Republican House Healthcare Plan & Dave’s Plan Compared

Finally after a six-year gestation period, Paul Ryan and the House Republicans have finally given birth to their answer to the Affordable Care Act (ACA).  After going through the Bill we kept hearing Peggy Lee singing “Is that all there is?” The Bill has been derided by the Democrats as “Obama care Lite”, but it’s more Dave’s Plan Lite-very lite. The whole idea of any healthcare plan is to provide decent care at a reasonable price.  The ACA’s rapidly increasing premiums and deductibles, disappearance of policy choices in wide swaths of the country and the diminishing number of providers taking Medicaid are well documented. Just how the Republican Bill does much to fix these problems escape us.

The main cost suppressants in the bill are the ability to buy  basically catastrophic policies across state lines and expansion of Health Savings Accounts (HSA).  Dave’s plan has always had this across state line provision.  In fact we feel you should be able to buy coverage from any financially stable provider at home or abroad.

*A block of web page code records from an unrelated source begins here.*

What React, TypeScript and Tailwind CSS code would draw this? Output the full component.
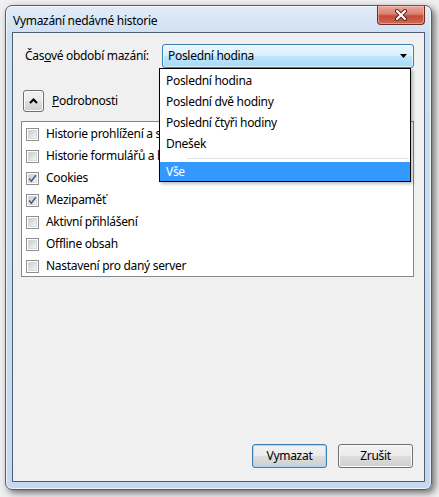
import React from "react";

type Item = { label: string; checked: boolean };

const items: Item[] = [
  { label: "Historie prohlížení a stahování", checked: false },
  { label: "Historie formulářů a hledání", checked: false },
  { label: "Cookies", checked: true },
  { label: "Mezipaměť", checked: true },
  { label: "Aktivní přihlášení", checked: false },
  { label: "Offline obsah", checked: false },
  { label: "Nastavení pro daný server", checked: false },
];

const options = ["Poslední hodina", "Poslední dvě hodiny", "Poslední čtyři hodiny", "Dnešek"];

function CheckBox({ checked }: { checked: boolean }) {
  return (
    <div className="w-[13px] h-[13px] border border-[#8e8f8f] bg-white p-[1px] shrink-0">
      <div className="relative w-full h-full bg-gradient-to-br from-[#c9ccd1] to-[#f6f6f6] border border-[#d9dadc]">
        {checked && (
          <svg className="absolute -left-[1px] -top-[1px]" width="9" height="9" viewBox="0 0 9 9">
            <path d="M1.2 4.6 L3.4 7.2 L7.8 1.2" fill="none" stroke="#4a5d8c" strokeWidth="1.6" />
          </svg>
        )}
      </div>
    </div>
  );
}

function WinButton({ label, primary }: { label: string; primary?: boolean }) {
  return (
    <div
      className={
        "w-[75px] h-[24px] rounded-[3px] border flex items-center justify-center text-black " +
        (primary
          ? "border-[#3c7fb1] shadow-[inset_0_0_0_1px_#a7d7f3]"
          : "border-[#707070] shadow-[inset_0_0_0_1px_#fbfbfb]")
      }
      style={{ background: "linear-gradient(#f2f2f2 0%, #ebebeb 50%, #dddddd 51%, #cfcfcf 100%)" }}
    >
      {label}
    </div>
  );
}

export default function App() {
  return (
    <div
      className="w-[439px] h-[497px] bg-[#efefef] pl-[5px] pt-[5px] text-[12px] leading-none tracking-[-0.3px]"
      style={{ fontFamily: '"Noto Sans", "Open Sans", sans-serif' }}
    >
      <div
        className="w-[427px] h-[485px] rounded-[7px] border border-[#525e6b] flex flex-col shadow-[3px_3px_7px_rgba(0,0,0,0.55),inset_0_0_0_1px_rgba(255,255,255,0.7)]"
        style={{ background: "linear-gradient(#e2ecf7 0px, #cddff2 30px, #c4d9f0 100%)" }}
      >
        {/* title bar */}
        <div className="h-[26px] flex items-start justify-between pl-[7px] shrink-0">
          <span className="mt-[9px] text-black">Vymazání nedávné historie</span>
          <div
            className="mr-[6px] w-[48px] h-[19px] rounded-b-[4px] border border-t-0 border-[#6e2b23] flex items-center justify-center shadow-[inset_0_0_0_1px_rgba(255,210,200,0.5)]"
            style={{ background: "linear-gradient(#e9a99b 0%, #d88070 45%, #c44a36 55%, #cf6a55 100%)" }}
          >
            <svg width="14" height="12" viewBox="0 0 14 12">
              <path d="M3 2 L11 10 M11 2 L3 10" stroke="#5a1f18" strokeWidth="4" strokeLinecap="round" />
              <path d="M3 2 L11 10 M11 2 L3 10" stroke="#ffffff" strokeWidth="2.2" strokeLinecap="round" />
            </svg>
          </div>
        </div>

        {/* client area */}
        <div className="relative mx-[6px] mb-[7px] flex-1 border border-[#4f6073] bg-[#f0f0f0] flex flex-col">
          <div className="flex items-center h-[24px] mt-[11px] pl-[12px] pr-[10px]">
            <span className="text-black">
              Čas<span className="underline">o</span>vé období mazání:
            </span>
            <div
              className="ml-auto w-[252px] h-[24px] rounded-[3px] border border-[#3c7fb1] flex items-center justify-between pl-[5px] pr-[6px] shadow-[inset_0_0_0_1px_rgba(255,255,255,0.6)]"
              style={{ background: "linear-gradient(#eaf6fd 0%, #d9f0fc 50%, #bee6fd 51%, #a7d9f5 100%)" }}
            >
              <span className="text-black">Poslední hodina</span>
              <svg width="7" height="4" viewBox="0 0 7 4">
                <path d="M0 0 H7 L3.5 4 Z" fill="#000" />
              </svg>
            </div>
          </div>

          <div className="flex items-center h-[22px] mt-[22px] pl-[10px]">
            <div
              className="w-[21px] h-[22px] rounded-[3px] border border-[#707070] flex items-center justify-center shadow-[inset_0_0_0_1px_#fbfbfb]"
              style={{ background: "linear-gradient(#f2f2f2 0%, #ebebeb 50%, #dddddd 51%, #cfcfcf 100%)" }}
            >
              <svg width="9" height="6" viewBox="0 0 9 6">
                <path d="M1 5 L4.5 1.5 L8 5" fill="none" stroke="#000" strokeWidth="2" />
              </svg>
            </div>
            <span className="ml-[8px] text-black">
              <span className="underline">P</span>odrobnosti
            </span>
          </div>

          <div className="mt-[9px] ml-[8px] mr-[10px] h-[156px] border border-[#828790] bg-white pt-[1px]">
            {items.map((it) => (
              <div key={it.label} className="h-[22px] flex items-center pl-[4px]">
                <CheckBox checked={it.checked} />
                <span className="ml-[7px] text-black whitespace-nowrap">{it.label}</span>
              </div>
            ))}
          </div>

          <div className="flex-1" />

          <div className="flex justify-end gap-[11px] pr-[11px] pb-[13px]">
            <WinButton label="Vymazat" primary />
            <WinButton label="Zrušit" />
          </div>

          {/* open dropdown list */}
          <div className="absolute left-[146px] top-[35px] w-[252px] h-[114px] border border-[#000] bg-white pt-[1px] shadow-[2px_2px_3px_rgba(0,0,0,0.25)]">
            {options.map((o) => (
              <div key={o} className="h-[21px] flex items-center pl-[6px] text-black">
                {o}
              </div>
            ))}
            <div className="h-[8px] flex items-center pl-[27px] pr-[1px]">
              <div className="w-full h-[1px] bg-[#dfe3e8]" />
            </div>
            <div className="h-[19px] flex items-center pl-[6px] bg-[#3399ff] text-white">Vše</div>
          </div>
        </div>
      </div>
    </div>
  );
}
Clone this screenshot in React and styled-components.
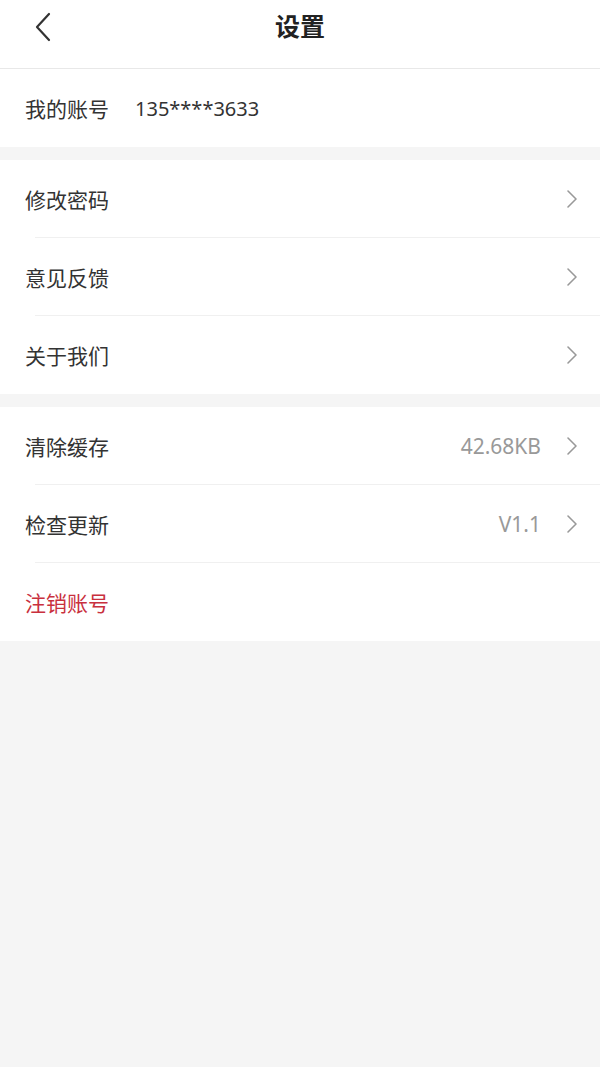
import styled, { createGlobalStyle } from "styled-components"

const GlobalStyle = createGlobalStyle`
  html, body {
    margin: 0;
    padding: 0;
    background: #f5f5f5;
    font-family: "Noto Sans CJK SC", "Noto Sans", sans-serif;
  }
  #root {
    min-height: 1067px;
  }
`

const Page = styled.div`
  width: 600px;
  min-height: 1067px;
  background: #f5f5f5;
`

const Header = styled.div`
  height: 68px;
  background: #fff;
  border-bottom: 1px solid #e8e8e8;
  display: grid;
  grid-template-columns: 80px 1fr 80px;
  align-items: center;
`

const BackButton = styled.div`
  display: flex;
  align-items: center;
  padding-left: 35px;
  padding-bottom: 14px;
  height: 100%;
  box-sizing: border-box;
  color: #333;
`

const Title = styled.h1`
  margin: 0;
  text-align: center;
  font-size: 25px;
  font-weight: 700;
  color: #222;
  padding-bottom: 18px;
  line-height: 1;
`

const Group = styled.div`
  background: #fff;
  margin-bottom: ${(p) => (p.$last ? "0" : "13px")};
`

const Row = styled.div`
  height: 78px;
  display: flex;
  align-items: center;
  padding: 0 22px 0 25px;
  position: relative;
  box-sizing: border-box;
  ${(p) =>
    p.$divider &&
    `
    &::after {
      content: "";
      position: absolute;
      left: 35px;
      right: 0;
      bottom: 0;
      height: 1px;
      background: #f0f0f0;
    }
  `}
`

const Label = styled.span`
  font-size: 21px;
  color: ${(p) => (p.$danger ? "#c9303e" : "#333")};
`

const AccountValue = styled.span`
  font-family: "Noto Sans", sans-serif;
  font-size: 20px;
  color: #333;
  margin-left: 26px;
`

const Value = styled.span`
  margin-left: auto;
  font-family: "Noto Sans", sans-serif;
  font-size: 21px;
  color: #999;
  margin-right: 25px;
`

const Arrow = styled.svg`
  margin-left: ${(p) => (p.$auto ? "auto" : "0")};
  flex-shrink: 0;
`

const Chevron = ({ auto }) => (
  <Arrow $auto={auto} width="12" height="20" viewBox="0 0 12 20">
    <path d="M2 2 L10 10 L2 18" fill="none" stroke="#999" strokeWidth="1.6" strokeLinecap="round" strokeLinejoin="round" />
  </Arrow>
)

export default function App() {
  return (
    <>
      <GlobalStyle />
      <Page>
        <Header>
          <BackButton>
            <svg width="17" height="30" viewBox="0 0 17 30">
              <path d="M14 2 L2 15 L14 28" fill="none" stroke="#333" strokeWidth="2.2" strokeLinecap="round" strokeLinejoin="round" />
            </svg>
          </BackButton>
          <Title>设置</Title>
          <div />
        </Header>

        <Group>
          <Row>
            <Label>我的账号</Label>
            <AccountValue>135****3633</AccountValue>
          </Row>
        </Group>

        <Group>
          <Row $divider>
            <Label>修改密码</Label>
            <Chevron auto />
          </Row>
          <Row $divider>
            <Label>意见反馈</Label>
            <Chevron auto />
          </Row>
          <Row>
            <Label>关于我们</Label>
            <Chevron auto />
          </Row>
        </Group>

        <Group $last>
          <Row $divider>
            <Label>清除缓存</Label>
            <Value>42.68KB</Value>
            <Chevron />
          </Row>
          <Row $divider>
            <Label>检查更新</Label>
            <Value>V1.1</Value>
            <Chevron />
          </Row>
          <Row>
            <Label $danger>注销账号</Label>
          </Row>
        </Group>
      </Page>
    </>
  )
}
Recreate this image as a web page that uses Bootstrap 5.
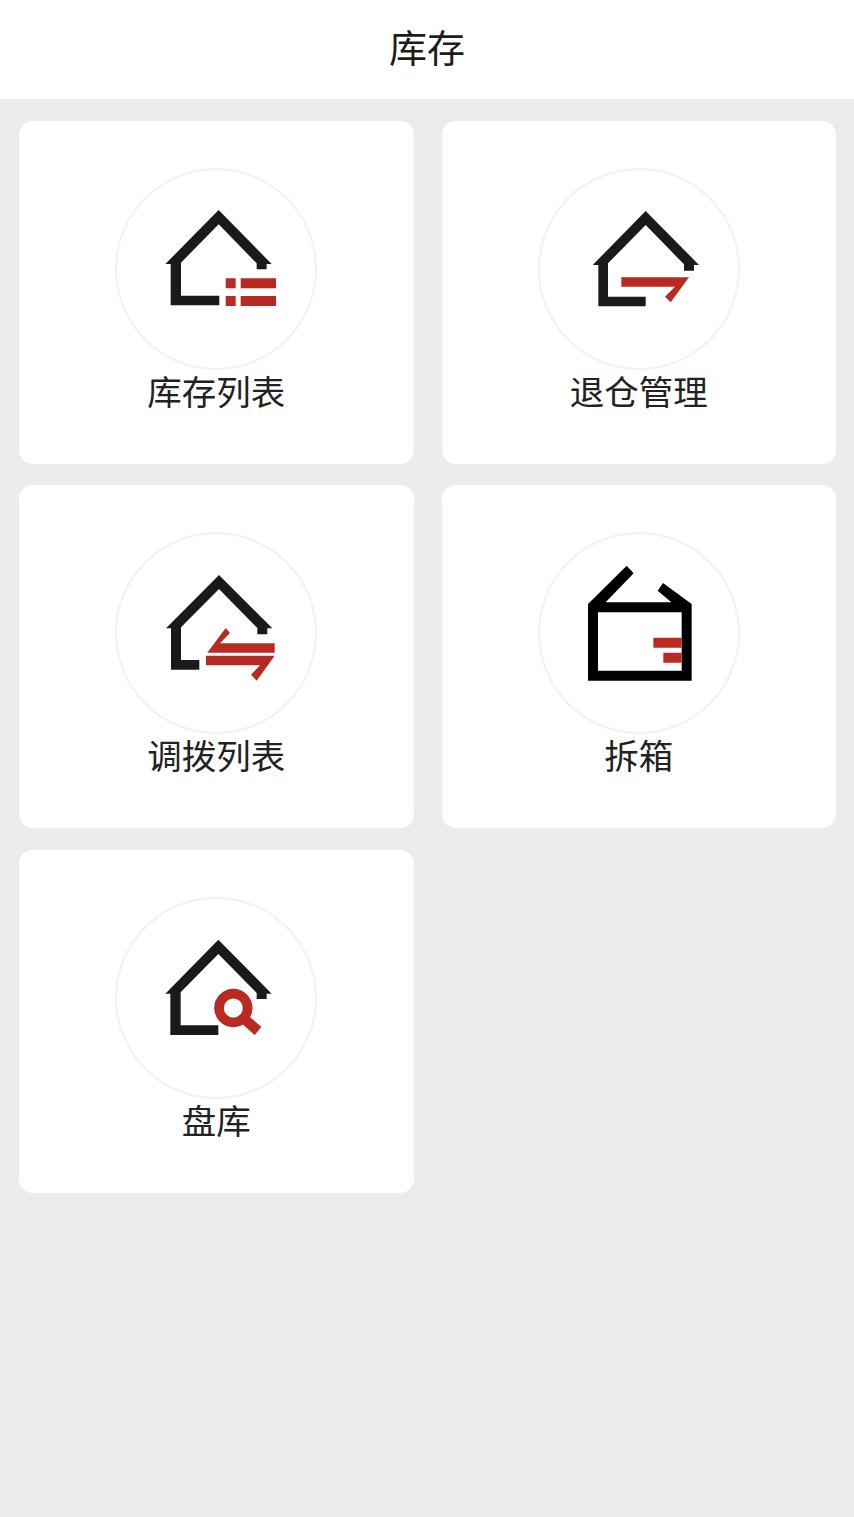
<!DOCTYPE html>
<html lang="zh-CN">
<head>
  <meta charset="UTF-8">
  <meta name="viewport" content="width=device-width, initial-scale=1.0">
  <title>库存</title>
  <link href="https://cdn.jsdelivr.net/npm/bootstrap@5.3.0/dist/css/bootstrap.min.css" rel="stylesheet">
  <style>
    body {
      background: #ececec;
      font-family: "Liberation Sans", "Noto Sans CJK SC", sans-serif;
      color: #222;
      min-height: 1517px;
    }
    .top-bar {
      height: 99px;
      font-size: 38px;
      color: #1c1c1c;
    }
    .stock-grid {
      display: grid;
      grid-template-columns: 394.5px 394.5px;
      column-gap: 28px;
      row-gap: 21.5px;
      padding: 21.5px 0 0 19px;
    }
    .stock-card {
      height: 343px;
      border: 0;
      border-radius: 14px;
      padding-top: 47px;
    }
    .icon-ring {
      width: 202px;
      height: 202px;
      border: 2px solid #f2f2f2;
      border-radius: 50%;
      overflow: hidden;
    }
    .icon-ring svg {
      display: block;
      margin: -2px;
    }
    .stock-label {
      font-size: 34.5px;
      line-height: 46px;
    }
    .ink { fill: #1a1a1a; }
    .ink-box { fill: #000; }
    .accent { fill: #b92a22; }
  </style>
</head>
<body>
  <div class="top-bar bg-white d-flex align-items-center justify-content-center">库存</div>

  <div class="stock-grid">
    <div class="card stock-card align-items-center">
      <div class="icon-ring">
        <svg width="202" height="202" viewBox="45 24 606 606">
          <path class="ink" d="M356 150L515 312H500V328H470V310L356 193L243 308V407H358V436H212V312H196Z"/>
          <path class="accent" d="M377 355H407V385H377ZM422 355H528V385H422ZM377 408H407V438H377ZM422 408H528V438H422Z"/>
        </svg>
      </div>
      <div class="stock-label">库存列表</div>
    </div>

    <div class="card stock-card align-items-center">
      <div class="icon-ring">
        <svg width="202" height="202" viewBox="27 24 606 606">
          <path class="ink" d="M350 153L510 315H495V332H465V313L350 195L237 310V410H350V439H208V315H191Z"/>
          <path class="accent" d="M277 352H480L425 427L408 410L438 380H277Z"/>
        </svg>
      </div>
      <div class="stock-label">退仓管理</div>
    </div>

    <div class="card stock-card align-items-center">
      <div class="icon-ring">
        <svg width="202" height="202" viewBox="45 24 606 606">
          <path class="ink" d="M357 153L517 313H502V331H472V312L357 195L243 310V408H298V437H213V313H198Z"/>
          <path class="accent" d="M377 312L390 327L360 358H524V386H322ZM318 395H524L470 470L453 452L480 424H318Z"/>
        </svg>
      </div>
      <div class="stock-label">调拨列表</div>
    </div>

    <div class="card stock-card align-items-center">
      <div class="icon-ring">
        <svg width="202" height="202" viewBox="27 24 606 606">
          <path class="ink-box" fill-rule="evenodd" d="M293 125L314 148L230 235H427L386 200L402 177L488 240V470H177V240ZM207 265V440H458V265Z"/>
          <path class="accent" d="M373 341H458V371H373ZM403 386H458V416H403Z"/>
        </svg>
      </div>
      <div class="stock-label">拆箱</div>
    </div>

    <div class="card stock-card align-items-center">
      <div class="icon-ring">
        <svg width="202" height="202" viewBox="45 22 606 606">
          <path class="ink" d="M355 150L515 312H500V328H470V310L355 193L242 308V407H355V436H211V312H196Z"/>
          <circle cx="400" cy="355" r="58" fill="#fff"/>
          <circle cx="400" cy="355" r="43" fill="none" stroke="#b92a22" stroke-width="29"/>
          <path d="M432 387L474 424" fill="none" stroke="#b92a22" stroke-width="31"/>
        </svg>
      </div>
      <div class="stock-label">盘库</div>
    </div>
  </div>

  <script src="https://cdn.jsdelivr.net/npm/bootstrap@5.3.0/dist/js/bootstrap.bundle.min.js"></script>
</body>
</html>
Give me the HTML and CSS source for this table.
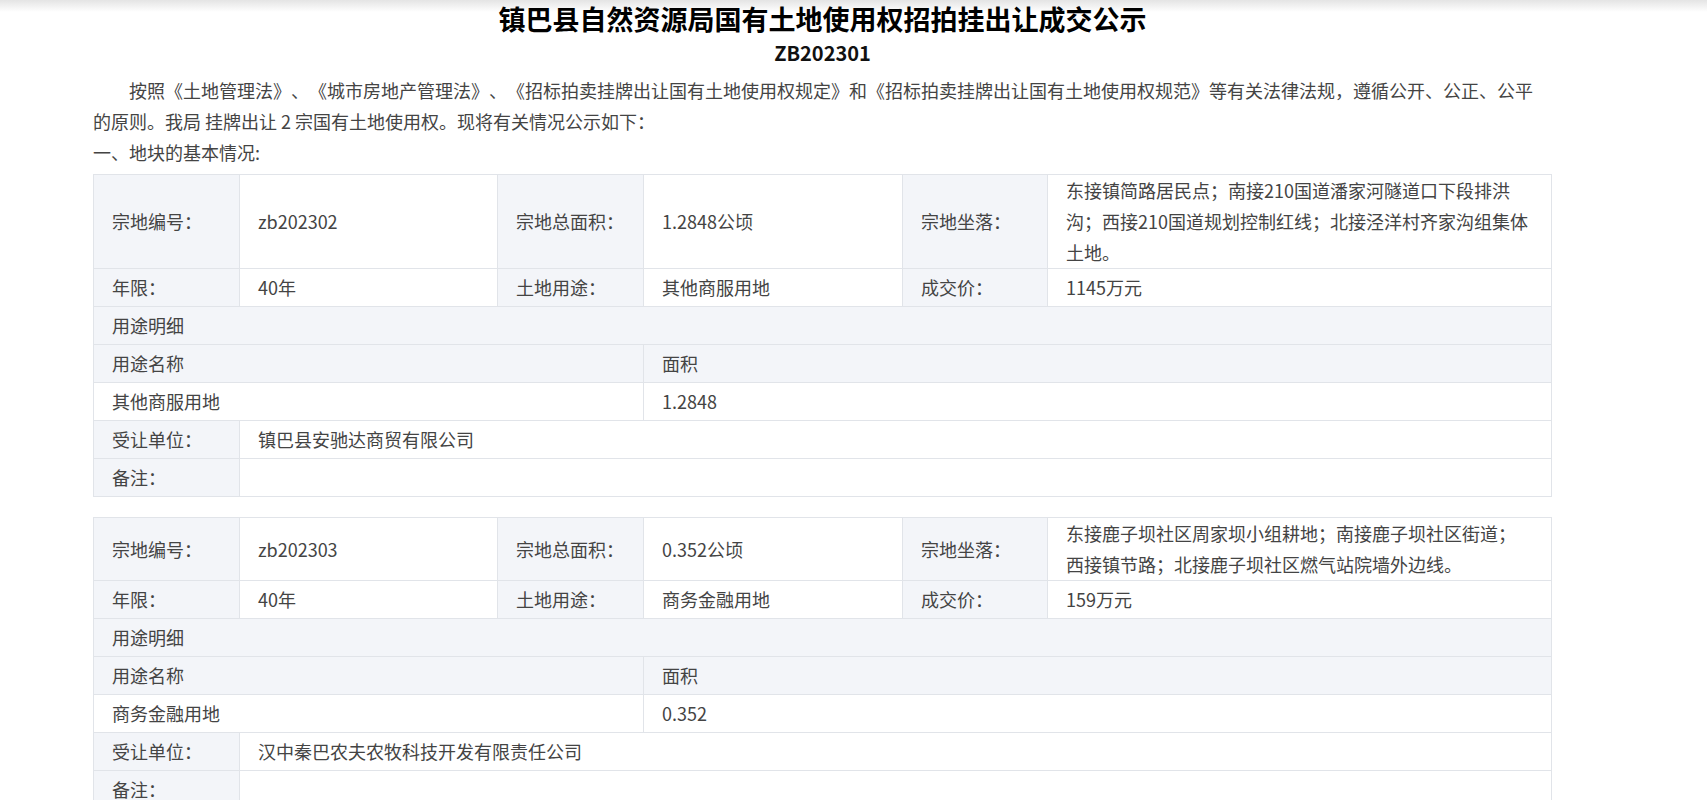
FILE: index.html
```html
<!DOCTYPE html>
<html lang="zh-CN">
<head>
  <meta charset="UTF-8">
  <title>镇巴县自然资源局国有土地使用权招拍挂出让成交公示</title>
  <link rel="stylesheet" href="styles.css">
</head>
<body>
  <div class="page">
    <h1 class="title">镇巴县自然资源局国有土地使用权招拍挂出让成交公示</h1>
    <div class="subtitle">ZB202301</div>
    <p class="intro">按照《土地管理法》、《城市房地产管理法》、《招标拍卖挂牌出让国有土地使用权规定》和《招标拍卖挂牌出让国有土地使用权规范》等有关法律法规，遵循公开、公正、公平的原则。我局 挂牌出让 2 宗国有土地使用权。现将有关情况公示如下：</p>
    <p class="section">一、地块的基本情况:</p>

    <table class="parcel">
      <colgroup>
        <col class="c-lbl"><col class="c-val"><col class="c-lbl"><col class="c-val2"><col class="c-lbl2"><col class="c-wide">
      </colgroup>
      <tr>
        <td class="lbl">宗地编号：</td>
        <td>zb202302</td>
        <td class="lbl">宗地总面积：</td>
        <td>1.2848公顷</td>
        <td class="lbl">宗地坐落：</td>
        <td>东接镇简路居民点；南接210国道潘家河隧道口下段排洪沟；西接210国道规划控制红线；北接泾洋村齐家沟组集体土地。</td>
      </tr>
      <tr>
        <td class="lbl">年限：</td>
        <td>40年</td>
        <td class="lbl">土地用途：</td>
        <td>其他商服用地</td>
        <td class="lbl">成交价：</td>
        <td>1145万元</td>
      </tr>
      <tr class="band">
        <td colspan="6">用途明细</td>
      </tr>
      <tr class="band">
        <td colspan="3">用途名称</td>
        <td colspan="3">面积</td>
      </tr>
      <tr>
        <td colspan="3">其他商服用地</td>
        <td colspan="3">1.2848</td>
      </tr>
      <tr>
        <td class="lbl">受让单位：</td>
        <td colspan="5">镇巴县安驰达商贸有限公司</td>
      </tr>
      <tr>
        <td class="lbl">备注：</td>
        <td colspan="5"></td>
      </tr>
    </table>

    <table class="parcel">
      <colgroup>
        <col class="c-lbl"><col class="c-val"><col class="c-lbl"><col class="c-val2"><col class="c-lbl2"><col class="c-wide">
      </colgroup>
      <tr>
        <td class="lbl">宗地编号：</td>
        <td>zb202303</td>
        <td class="lbl">宗地总面积：</td>
        <td>0.352公顷</td>
        <td class="lbl">宗地坐落：</td>
        <td>东接鹿子坝社区周家坝小组耕地；南接鹿子坝社区街道；西接镇节路；北接鹿子坝社区燃气站院墙外边线。</td>
      </tr>
      <tr>
        <td class="lbl">年限：</td>
        <td>40年</td>
        <td class="lbl">土地用途：</td>
        <td>商务金融用地</td>
        <td class="lbl">成交价：</td>
        <td>159万元</td>
      </tr>
      <tr class="band">
        <td colspan="6">用途明细</td>
      </tr>
      <tr class="band">
        <td colspan="3">用途名称</td>
        <td colspan="3">面积</td>
      </tr>
      <tr>
        <td colspan="3">商务金融用地</td>
        <td colspan="3">0.352</td>
      </tr>
      <tr>
        <td class="lbl">受让单位：</td>
        <td colspan="5">汉中秦巴农夫农牧科技开发有限责任公司</td>
      </tr>
      <tr>
        <td class="lbl">备注：</td>
        <td colspan="5"></td>
      </tr>
    </table>
  </div>
</body>
</html>
```

FILE: styles.css
```css
body {
  margin: 0;
  font-family: "Noto Sans CJK SC", "Microsoft YaHei", sans-serif;
  color: #444;
  background: #fff linear-gradient(#e4e4e4, #fff 12px) no-repeat;
  text-spacing-trim: space-all;
}
.page {
  width: 1459px;
  margin-left: 93px;
}
.title {
  margin: 0;
  font-size: 27px;
  line-height: 37px;
  text-align: center;
  color: #000;
}
.subtitle {
  font-size: 20px;
  font-weight: bold;
  line-height: 32px;
  text-align: center;
  color: #111;
}
.intro {
  margin: 6px 9px 0 0;
  text-indent: 2em;
  font-size: 18px;
  line-height: 31px;
}
.section {
  margin: 0;
  font-size: 18px;
  line-height: 31px;
}
.parcel {
  width: 100%;
  border-collapse: collapse;
  table-layout: fixed;
  margin: 6px 0 20px;
  font-size: 18px;
}
.c-lbl { width: 146px; }
.c-val { width: 258px; }
.c-val2 { width: 259px; }
.c-lbl2 { width: 145px; }
.parcel td {
  border: 1px solid #e1e4e9;
  height: 37px;
  line-height: 31px;
  padding: 0 22px 0 18px;
  vertical-align: middle;
}
.parcel .lbl {
  padding-right: 6px;
}
.parcel .lbl,
.parcel .band td {
  background: #f3f5f9;
}
```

Insurance , drugs or surgery, get the best deal you can nationally or internationally.The more competition the better. The problem is it doesn’t fully address the real insurance killers, pre-exiting conditions and failure to maintain coverage. It provides a  “Patient and State Stability Fund” to subsidize states dealing with high risk patients but unlike Dave’s Plan, falls far short of covering all pre-existing conditions and ultimately eliminating the problem. For instance, people exceeding Medicaid income limits or have an employment change in the future may have become a high risk making the pools and costs are endless. The Republican Plan maintains the ACA’s prohibition of the pre-existing condition exclusion, but allows for up to a  30%  penalty for lapsed coverage. As we have said before, when you force insurers  insure sinking ships it just isn’t real insurance. Just a government & crony capitalist hook-up. With no mandate force the purchase of insurance and this as the only deterrent it is unlikely to lower premiums.  You can avoid paying for 5 or 10 years and then pay only a 30% penalty for your knee replacement. This gives young and healthy even more incentive to stay out than under the ACA. Under Dave’s plan policies initially cover reasonably healthy people. Those that can been handled within their Personal Benefits Account (PBA). The rest go to subsidized high risk pools. Because the policies are universal, individually owned, no lifetime limits and non-cancelable, the pre-existing condition problem in time will cease to exist as they either go on medicare ore or sadly pass away.. As the PBA pays the premiums, there can be no lapse problem. People just don’t realize how expensive it is to insurers to sell a policy and put it on the books only to have it lapse shortly thereafter. In the insurance business these costs often equal or exceed the first year premium. As policies are purchased annually this loss doesn’t exist under Dave’s plan. Because of these differences, one can readily see policies  under Dave’s plan would be much cheaper.